**** DATASET ENTRIES ****

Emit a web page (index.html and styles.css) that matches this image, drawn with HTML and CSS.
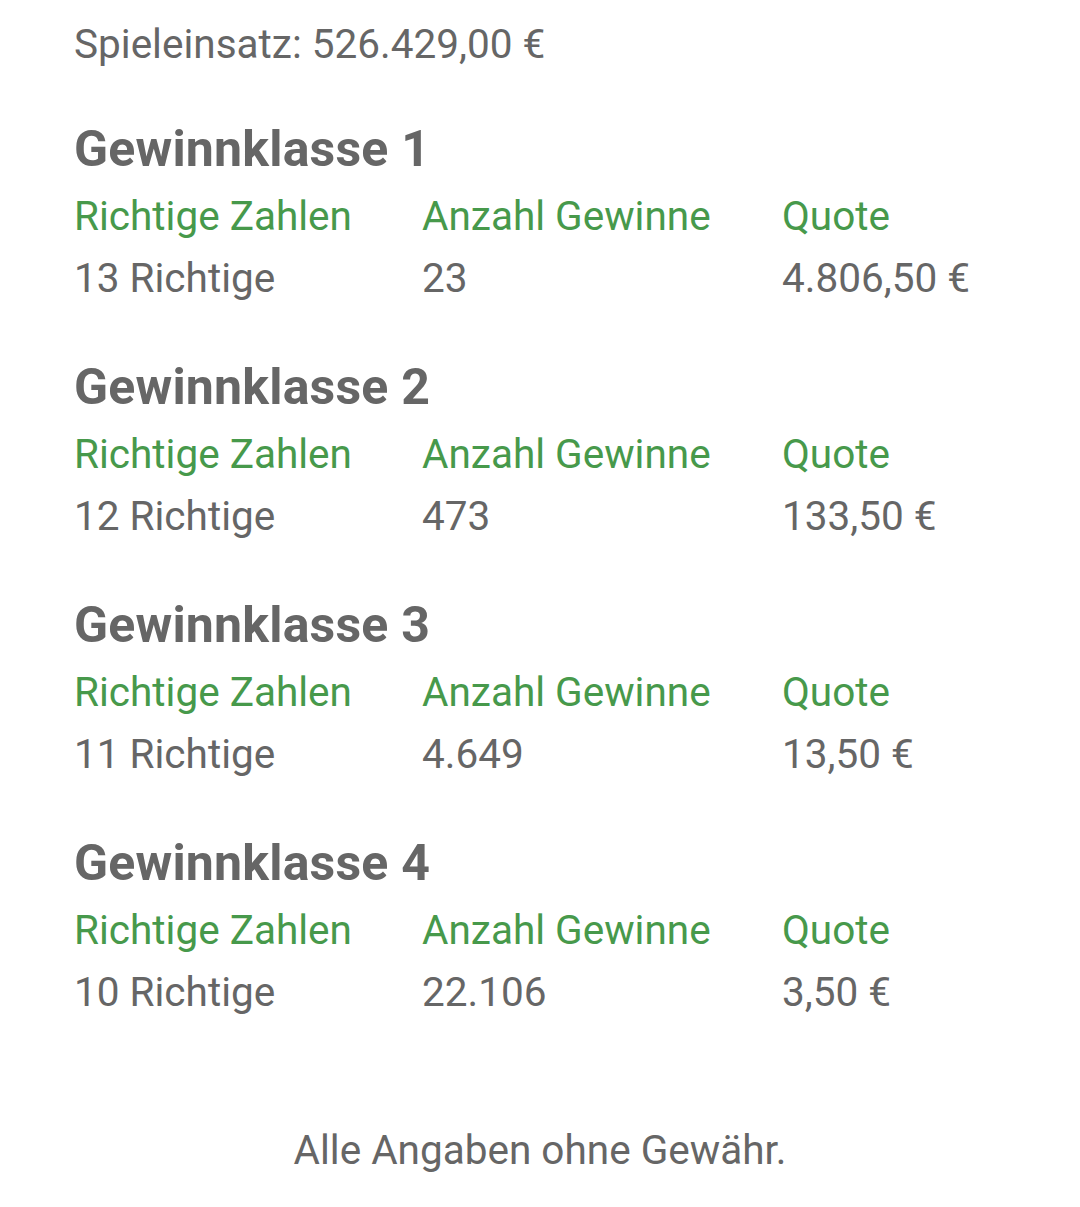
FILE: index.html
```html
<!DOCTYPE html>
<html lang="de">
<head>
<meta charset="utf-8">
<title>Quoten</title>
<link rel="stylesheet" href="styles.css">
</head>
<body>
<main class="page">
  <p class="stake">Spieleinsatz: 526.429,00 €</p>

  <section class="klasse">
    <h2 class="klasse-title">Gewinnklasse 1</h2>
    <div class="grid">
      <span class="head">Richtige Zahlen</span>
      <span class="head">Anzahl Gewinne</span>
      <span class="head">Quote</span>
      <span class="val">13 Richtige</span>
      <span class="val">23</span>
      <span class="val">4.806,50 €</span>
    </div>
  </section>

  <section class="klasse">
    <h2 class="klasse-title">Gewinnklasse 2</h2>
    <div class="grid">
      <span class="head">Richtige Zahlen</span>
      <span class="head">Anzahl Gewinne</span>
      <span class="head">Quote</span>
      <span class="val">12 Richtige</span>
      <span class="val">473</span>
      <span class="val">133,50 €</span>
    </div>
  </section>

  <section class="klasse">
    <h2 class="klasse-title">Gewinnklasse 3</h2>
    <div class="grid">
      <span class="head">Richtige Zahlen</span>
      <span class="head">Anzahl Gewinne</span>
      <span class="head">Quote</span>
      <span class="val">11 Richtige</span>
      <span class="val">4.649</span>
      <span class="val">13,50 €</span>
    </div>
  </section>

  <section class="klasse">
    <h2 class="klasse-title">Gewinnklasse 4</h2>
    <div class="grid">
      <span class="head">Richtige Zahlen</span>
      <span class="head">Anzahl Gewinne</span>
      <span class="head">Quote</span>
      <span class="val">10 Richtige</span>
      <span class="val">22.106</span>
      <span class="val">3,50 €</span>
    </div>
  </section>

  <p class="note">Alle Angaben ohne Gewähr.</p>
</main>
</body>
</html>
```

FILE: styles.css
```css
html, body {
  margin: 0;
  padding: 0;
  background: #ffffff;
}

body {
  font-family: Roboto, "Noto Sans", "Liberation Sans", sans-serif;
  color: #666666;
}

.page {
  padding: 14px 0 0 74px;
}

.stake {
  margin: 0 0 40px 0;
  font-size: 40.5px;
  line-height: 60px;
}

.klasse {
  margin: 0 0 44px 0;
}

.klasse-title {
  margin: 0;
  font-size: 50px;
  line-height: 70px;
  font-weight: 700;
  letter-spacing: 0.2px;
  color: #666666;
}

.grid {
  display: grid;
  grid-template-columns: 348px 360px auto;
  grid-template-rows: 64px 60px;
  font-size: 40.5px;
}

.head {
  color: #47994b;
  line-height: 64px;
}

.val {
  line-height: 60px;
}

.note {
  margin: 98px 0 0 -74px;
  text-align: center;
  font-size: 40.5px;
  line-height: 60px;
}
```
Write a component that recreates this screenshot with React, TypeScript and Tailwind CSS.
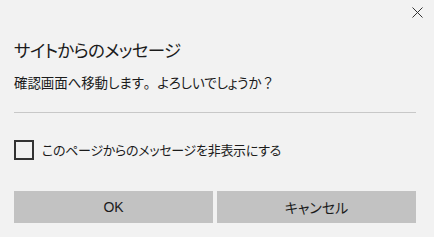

****

TASK GOAL: Collect the lines that hold "with".

COMPLETED TASK:
Emit a web page (index.html and styles.css) that matches this image, drawn with HTML and CSS.
Write a component that recreates this screenshot with React, TypeScript and Tailwind CSS.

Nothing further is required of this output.